O presidente da Armênia, Serge Sarkissian, em visita aos Estados Unidos, convocou as comunidades armênias das Américas, para prestar esclarecimentos, a propósito do reatamento de relações com a Turquia, por meio da assinatura de dois protocolos denominados: “O Estabelecimento de relações diplomáticas”e “Desenvolvimento de relações bilaterais”.

Como participante da reunião ocorrida em Los Angeles, convidado pelo Consulado da Armênia em São Paulo em nome do presidente Sarkissian, procurarei de forma sucinta, relatar, sob a minha perspectiva, o que presenciei, tecendo algumas considerações a respeito.

A delegação oficial, liderada pelo presidente da República, era composta pelo presidente da Corte Constitucional, Gaghik Harutunian, a ministra para a Diáspora, Hranush Hakobayan, o chefe da equipe do presidente, Vighen Sarsyan, o ex-presidente de Nagorno Karabach, Arkadi Ghukassian, bem como pelos Embaixadores Armênios na Argentina e EUA e os Cônsules de Los Angeles e São Paulo. A Igreja estava representada pelos dois arcebispos de Los Angeles. A Diáspora estava representada por aproximadamente 50 membros.

Abertos os trabalhos, o presidente informou que a iniciativa para a normalização dos laços bilaterais com a Turquia, partiu da Armênia e que as negociações serão conduzidas no sentido de atender as necessidades e os anseios do nosso povo, sem condições previamente ajustadas, com mediação de países estrangeiros, sem nenhuma pressão ou instrução de qualquer nação. Aduziu que a negociação entre a Armênia e a Turquia se desenvolvem há muito tempo, porém, somente o seu governo tornou-as públicas.

Salientou ainda, neste intróito, que após a assinatura dos protocolos, duas medidas legais precisam ser tomadas, quais sejam a ratificação dos protocolos pelos parlamentos dos dois países e a chancela de legalidade pelas respectivas Cortes Constitucionais.
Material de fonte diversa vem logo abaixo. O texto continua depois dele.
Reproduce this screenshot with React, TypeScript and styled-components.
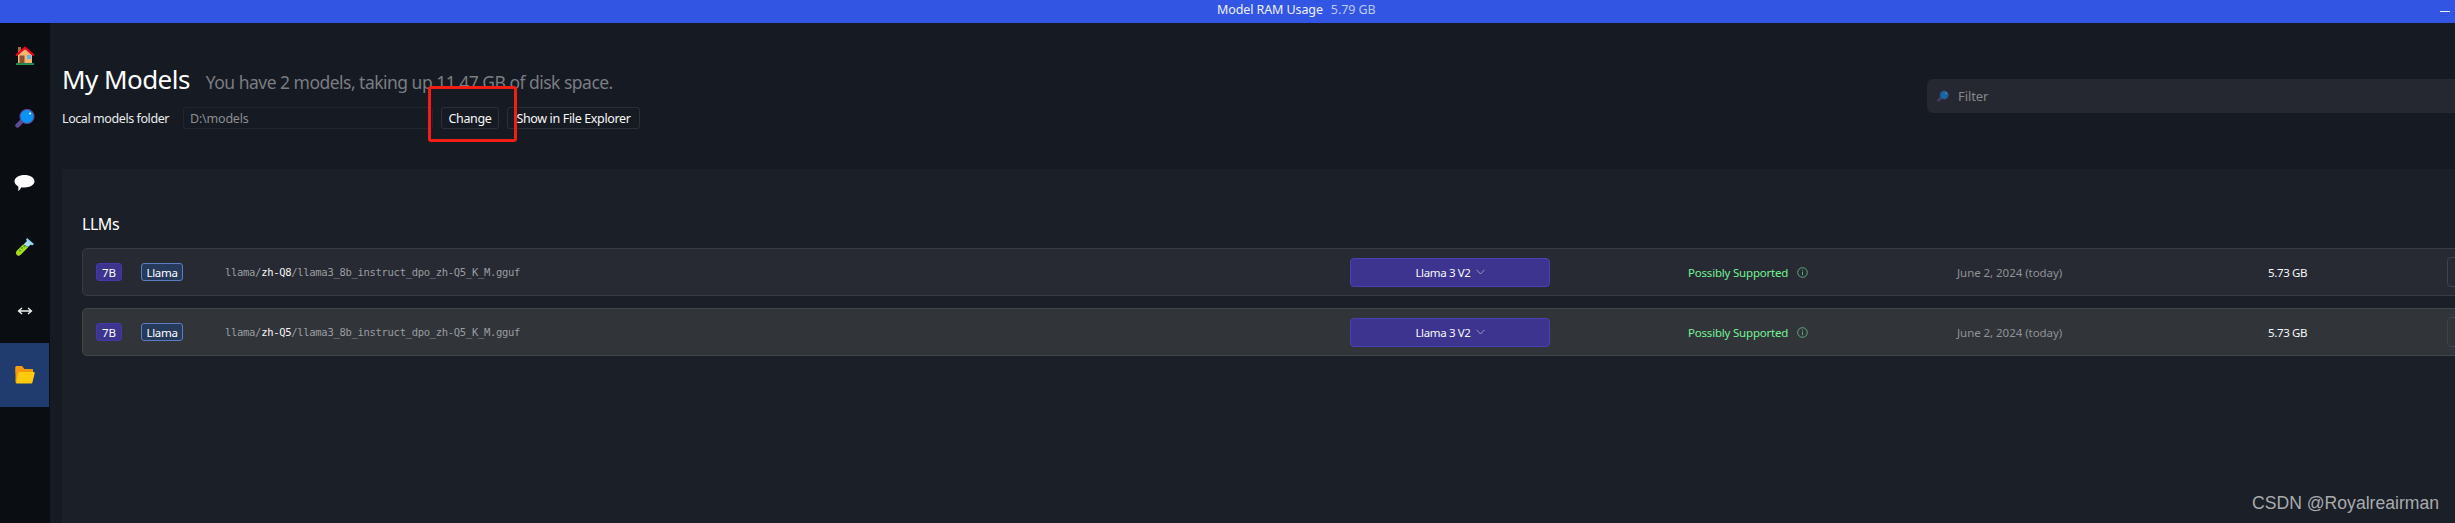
import React from 'react';
import styled, { createGlobalStyle } from 'styled-components';

const GlobalStyle = createGlobalStyle`
  html, body {
    margin: 0;
    width: 100%;
    height: 100%;
    overflow: hidden;
    background: #161a22;
  }
  * { box-sizing: border-box; }
`;

const Page = styled.div`
  position: relative;
  width: 2455px;
  height: 523px;
  overflow: hidden;
  display: flex;
  flex-direction: column;
  font-family: 'Noto Sans', 'Open Sans', sans-serif;
  color: #fff;
`;

const TopBar = styled.div`
  height: 23px;
  flex: none;
  display: grid;
  grid-template-columns: 1217px auto 1fr;
  align-items: center;
  background: #3256e3;
  font-size: 12.5px;
  padding-bottom: 4px;
`;

const RamLabel = styled.span`
  grid-column: 2;
  color: #eef0fc;
  letter-spacing: -0.1px;
`;

const RamValue = styled.span`
  color: #bcc8f5;
  margin-left: 8px;
`;

const Minimize = styled.span`
  justify-self: end;
  width: 10px;
  height: 1px;
  margin-right: 5px;
  margin-top: 4px;
  background: #fff;
`;

const Body = styled.div`
  flex: 1;
  display: flex;
  min-height: 0;
`;

const Sidebar = styled.nav`
  width: 50px;
  flex: none;
  background: #0a0d11;
  display: flex;
  flex-direction: column;
`;

const NavItem = styled.div<{ $active?: boolean }>`
  width: 49px;
  height: 64px;
  display: flex;
  align-items: center;
  justify-content: center;
  background: ${(p) => (p.$active ? '#203c6e' : 'transparent')};
`;

const Main = styled.main`
  flex: 1;
  min-width: 0;
  display: flex;
  flex-direction: column;
  padding-left: 12px;
`;

const Header = styled.header`
  height: 146px;
  flex: none;
  display: grid;
  grid-template-columns: 1865px 1fr;
`;

const TitleBlock = styled.div`
  padding-top: 38px;
`;

const TitleRow = styled.div`
  display: flex;
  align-items: baseline;
  height: 36px;
`;

const Title = styled.h1`
  margin: 0;
  font-size: 26px;
  font-weight: 400;
  letter-spacing: -0.55px;
  line-height: 36px;
`;

const Subtitle = styled.span`
  margin-left: 16px;
  font-size: 17.5px;
  color: #7a7d82;
  letter-spacing: -0.52px;
`;

const FolderRow = styled.div`
  display: flex;
  align-items: center;
  height: 22px;
  margin-top: 10px;
  font-size: 12.5px;
`;

const FolderLabel = styled.span`
  width: 121px;
  color: #ececee;
  letter-spacing: -0.42px;
`;

const FolderInput = styled.div`
  width: 250px;
  height: 22px;
  padding-left: 6px;
  display: flex;
  align-items: center;
  border: 1px solid #22262e;
  border-radius: 3px;
  color: #8c8e93;
  letter-spacing: -0.2px;
`;

const OutlineButton = styled.button<{ $w: number }>`
  height: 22px;
  margin-left: 8px;
  padding: 0;
  width: ${(p) => p.$w}px;
  background: transparent;
  border: 1px solid #2b2f37;
  border-radius: 3px;
  color: #f8f8f8;
  font: inherit;
  letter-spacing: -0.35px;
  white-space: nowrap;
`;

const FilterColumn = styled.div`
  padding-top: 56px;
`;

const FilterBox = styled.div`
  height: 34px;
  width: 560px;
  display: flex;
  align-items: center;
  gap: 9px;
  padding-left: 10px;
  background: #252830;
  border-radius: 6px;
  color: #85878a;
  font-size: 13px;
  letter-spacing: -0.1px;
`;

const Panel = styled.section`
  flex: 1;
  background: #1b1f27;
  padding: 44px 0 0 20px;
`;

const SectionTitle = styled.h2`
  margin: 0 0 13px;
  height: 22px;
  line-height: 22px;
  font-size: 16px;
  font-weight: 400;
  letter-spacing: -0.45px;
`;

const RowList = styled.div`
  display: flex;
  flex-direction: column;
  gap: 12px;
`;

const ModelRow = styled.div<{ $alt?: boolean }>`
  width: 2420px;
  height: 48px;
  display: grid;
  grid-template-columns: 45px 84px 1125px 338px 269px 311px 179px 60px;
  align-items: center;
  padding-left: 13px;
  background: ${(p) => (p.$alt ? '#31353a' : '#272a32')};
  border: 1px solid ${(p) => (p.$alt ? '#41454a' : '#383b42')};
  border-radius: 5px;
  font-size: 11.5px;
`;

const Tag = styled.span`
  height: 18px;
  display: inline-flex;
  align-items: center;
  justify-content: center;
  border-radius: 3px;
  font-size: 11.5px;
  color: #fff;
`;

const SizeTag = styled(Tag)`
  width: 26px;
  background: #3c348f;
  border: 1px solid #4238a8;
`;

const ArchTag = styled(Tag)`
  width: 42px;
  background: #263a5c;
  border: 1px solid #5b7cc0;
  letter-spacing: -0.3px;
`;

const ModelPath = styled.span`
  font-family: 'DejaVu Sans Mono', 'Liberation Mono', monospace;
  font-size: 10.5px;
  color: #9a9da1;
  letter-spacing: -0.3px;
  white-space: nowrap;
`;

const PathStrong = styled.span`
  color: #f6f6f6;
`;

const ModelSelect = styled.div`
  width: 200px;
  height: 29px;
  display: flex;
  align-items: center;
  justify-content: center;
  gap: 5px;
  background: #3c348f;
  border: 1px solid #4a40b5;
  border-radius: 4px;
  letter-spacing: -0.35px;
  color: #f8f8fd;
`;

const Support = styled.div`
  display: flex;
  align-items: center;
  gap: 9px;
  color: #74f296;
  letter-spacing: -0.2px;
`;

const DateText = styled.span`
  color: #8f9296;
  letter-spacing: -0.05px;
`;

const SizeText = styled.span`
  color: #f6f8fa;
  letter-spacing: -0.35px;
`;

const ActionStub = styled.div`
  height: 30px;
  width: 60px;
  background: transparent;
  border: 1px solid #3c4352;
  border-radius: 4px;
`;

const Annotation = styled.div`
  position: absolute;
  left: 428px;
  top: 86px;
  width: 89px;
  height: 56px;
  border: 3px solid #f01e14;
  border-radius: 3px;
`;

const Watermark = styled.div`
  position: absolute;
  left: 2252px;
  top: 493px;
  font-family: 'Liberation Sans', Arial, sans-serif;
  font-size: 17.6px;
  line-height: 20px;
  color: #a8abae;
  white-space: nowrap;
`;

const HomeIcon = () => (
  <svg width="20" height="19" viewBox="0 0 20 19">
    <rect x="3" y="1" width="3" height="6" fill="#a56a43" />
    <path d="M3 9 L10 3 L17 9 V17 H3 Z" fill="#f4b56c" />
    <path d="M1 9.5 L10 1.5 L19 9.5" fill="none" stroke="#f5001e" strokeWidth="2" />
    <rect x="4.5" y="9.5" width="5" height="7.5" fill="#8a5138" />
    <rect x="12" y="9" width="4" height="4" fill="#5db4ee" />
    <rect x="1" y="17.4" width="18" height="1.3" fill="#2fd06c" />
  </svg>
);

const SearchIcon = ({ dim }: { dim?: boolean }) => (
  <svg width={dim ? 12 : 20} height={dim ? 13 : 20} viewBox="0 0 20 20" opacity={dim ? 0.6 : 1}>
    <path d="M6.5 12.5 L2.5 16.5" stroke="#5c4a94" strokeWidth="4.5" strokeLinecap="round" />
    <circle cx="12" cy="7.5" r="7" fill="#0b93f5" stroke="#5c4a94" strokeWidth="1.2" />
    <circle cx="15" cy="4.5" r="1" fill="#fff" />
  </svg>
);

const ChatIcon = () => (
  <svg width="21" height="18" viewBox="0 0 21 18">
    <path d="M10.5 1 C16 1 20.5 3.6 20.5 7.3 C20.5 11 16 13.5 10.5 13.5 C9.4 13.5 8.4 13.4 7.4 13.2 C6.5 15 5 16.6 3.8 17 C4.6 15.6 4.6 13.8 4.2 12.4 C2 11.2 0.5 9.4 0.5 7.3 C0.5 3.6 5 1 10.5 1 Z" fill="#fff" />
  </svg>
);

const TubeIcon = () => (
  <svg width="20" height="20" viewBox="0 0 20 20">
    <path d="M12 1 L19 7 L17 8.4 L11 3 Z" fill="#8fd6f5" />
    <path d="M12.5 3.5 L16.5 7 L13 10 L8.5 7.5 Z" fill="#a6dcf2" />
    <path d="M8 7.5 L13.2 10.2 L6 17.5 C4.6 19 2.6 19 1.6 17.8 C0.6 16.6 0.8 14.8 2 13.6 Z" fill="#a8dc14" />
    <circle cx="7" cy="11" r="0.9" fill="#1f9a6a" />
    <circle cx="5" cy="13.6" r="0.9" fill="#1f9a6a" />
    <circle cx="9.4" cy="9.4" r="0.9" fill="#1f9a6a" />
  </svg>
);

const ArrowsIcon = () => (
  <svg width="16" height="10" viewBox="0 0 16 10">
    <path d="M2 5 H14 M5 2 L1.5 5 L5 8 M11 2 L14.5 5 L11 8" fill="none" stroke="#f0f0f0" strokeWidth="1.3" />
  </svg>
);

const FolderIcon = () => (
  <svg width="20" height="18" viewBox="0 0 20 18">
    <path d="M0.5 1 C0.5 0.5 1 0 1.5 0 H7 L9.5 3 H17 C17.6 3 18 3.4 18 4 V7 H0.5 Z" fill="#f59a0c" />
    <path d="M0.5 1 H3 V17 H1.5 C1 17 0.5 16.5 0.5 16 Z" fill="#f59a0c" />
    <path d="M4.4 6 H18.6 C19.4 6 19.9 6.6 19.7 7.3 L17.4 16.4 C17.2 17.1 16.6 17.5 16 17.5 H2 C1.4 17.5 1.1 17 1.3 16.4 L3.2 7 C3.3 6.4 3.8 6 4.4 6 Z" fill="#ffc90e" />
  </svg>
);

const ChevronDown = () => (
  <svg width="9" height="6" viewBox="0 0 9 6">
    <path d="M0.5 0.8 L4.5 5 L8.5 0.8" fill="none" stroke="#9a98c4" strokeWidth="1" />
  </svg>
);

const InfoIcon = () => (
  <svg width="11" height="11" viewBox="0 0 11 11">
    <circle cx="5.5" cy="5.5" r="4.8" fill="none" stroke="#5fa87c" strokeWidth="1" />
    <path d="M5.5 4.6 V8.2" stroke="#5fa87c" strokeWidth="1" />
    <rect x="5" y="2.7" width="1" height="1" fill="#5fa87c" />
  </svg>
);

const models = [
  { quant: 'zh-Q8', alt: false },
  { quant: 'zh-Q5', alt: true },
];

const App: React.FC = () => (
  <Page>
    <GlobalStyle />
    <TopBar>
      <RamLabel>
        Model RAM Usage<RamValue>5.79 GB</RamValue>
      </RamLabel>
      <Minimize />
    </TopBar>
    <Body>
      <Sidebar>
        <NavItem><HomeIcon /></NavItem>
        <NavItem><SearchIcon /></NavItem>
        <NavItem><ChatIcon /></NavItem>
        <NavItem><TubeIcon /></NavItem>
        <NavItem><ArrowsIcon /></NavItem>
        <NavItem $active><FolderIcon /></NavItem>
      </Sidebar>
      <Main>
        <Header>
          <TitleBlock>
            <TitleRow>
              <Title>My Models</Title>
              <Subtitle>You have 2 models, taking up 11.47 GB of disk space.</Subtitle>
            </TitleRow>
            <FolderRow>
              <FolderLabel>Local models folder</FolderLabel>
              <FolderInput>D:\models</FolderInput>
              <OutlineButton $w={58}>Change</OutlineButton>
              <OutlineButton $w={133}>Show in File Explorer</OutlineButton>
            </FolderRow>
          </TitleBlock>
          <FilterColumn>
            <FilterBox>
              <SearchIcon dim />
              Filter
            </FilterBox>
          </FilterColumn>
        </Header>
        <Panel>
          <SectionTitle>LLMs</SectionTitle>
          <RowList>
            {models.map((m) => (
              <ModelRow key={m.quant} $alt={m.alt}>
                <SizeTag>7B</SizeTag>
                <ArchTag>Llama</ArchTag>
                <ModelPath>
                  llama/<PathStrong>{m.quant}</PathStrong>/llama3_8b_instruct_dpo_zh-Q5_K_M.gguf
                </ModelPath>
                <ModelSelect>
                  Llama 3 V2 <ChevronDown />
                </ModelSelect>
                <Support>
                  Possibly Supported <InfoIcon />
                </Support>
                <DateText>June 2, 2024 (today)</DateText>
                <SizeText>5.73 GB</SizeText>
                <ActionStub />
              </ModelRow>
            ))}
          </RowList>
        </Panel>
      </Main>
    </Body>
    <Annotation />
    <Watermark>CSDN @Royalreairman</Watermark>
  </Page>
);

export default App;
Entendo necessário um pequeno comentário sobre o tema, para afastar quaisquer dúvidas. Os protocolos entre nações decorrem dos esforços diplomáticos, no sentido de determinar intenções futuras a serem pactuadas, devem ser respeitados, mas não tem força de lei. É o primeiro passo de um longo caminho, para a formalização de tratados, estes sim, devem ser cumpridos pelos países signatários e transformados em lei, que obriga todos os cidadãos. É assim, que se regem os direitos humanos.

A nação Armênia deverá ficar atenta no desenvolvimento das negociações dos protocolos, para que não tenhamos tratados, se algum dia tivermos, que ofendam a dignidade, a soberania e a independência do país. Não tenho dúvidas que o diálogo entre povos vizinhos é salutar para ambos, por mais difíceis que sejam as tratativas, por mais inimigos que os nossos interlocutores podem ser considerados. Precisamos conhecê-los com profundidade, sem temor de dizer, sim, quando possível e não, quando necessário.

Feita esta pequena digressão, volto à reunião. O presidente Sarkissian, alterando a forma das reuniões feitas anteriormente, em Paris e Nova Iorque, onde fez algumas explanações antes das perguntas, de plano passou a palavra aos participantes, para que livremente expusessem as suas opiniões e formulassem as perguntas, que entendessem necessárias. Por mais de três horas e meia, de forma respeitosa, foram feitas indagações, sempre respondidas pelo próprio Presidente.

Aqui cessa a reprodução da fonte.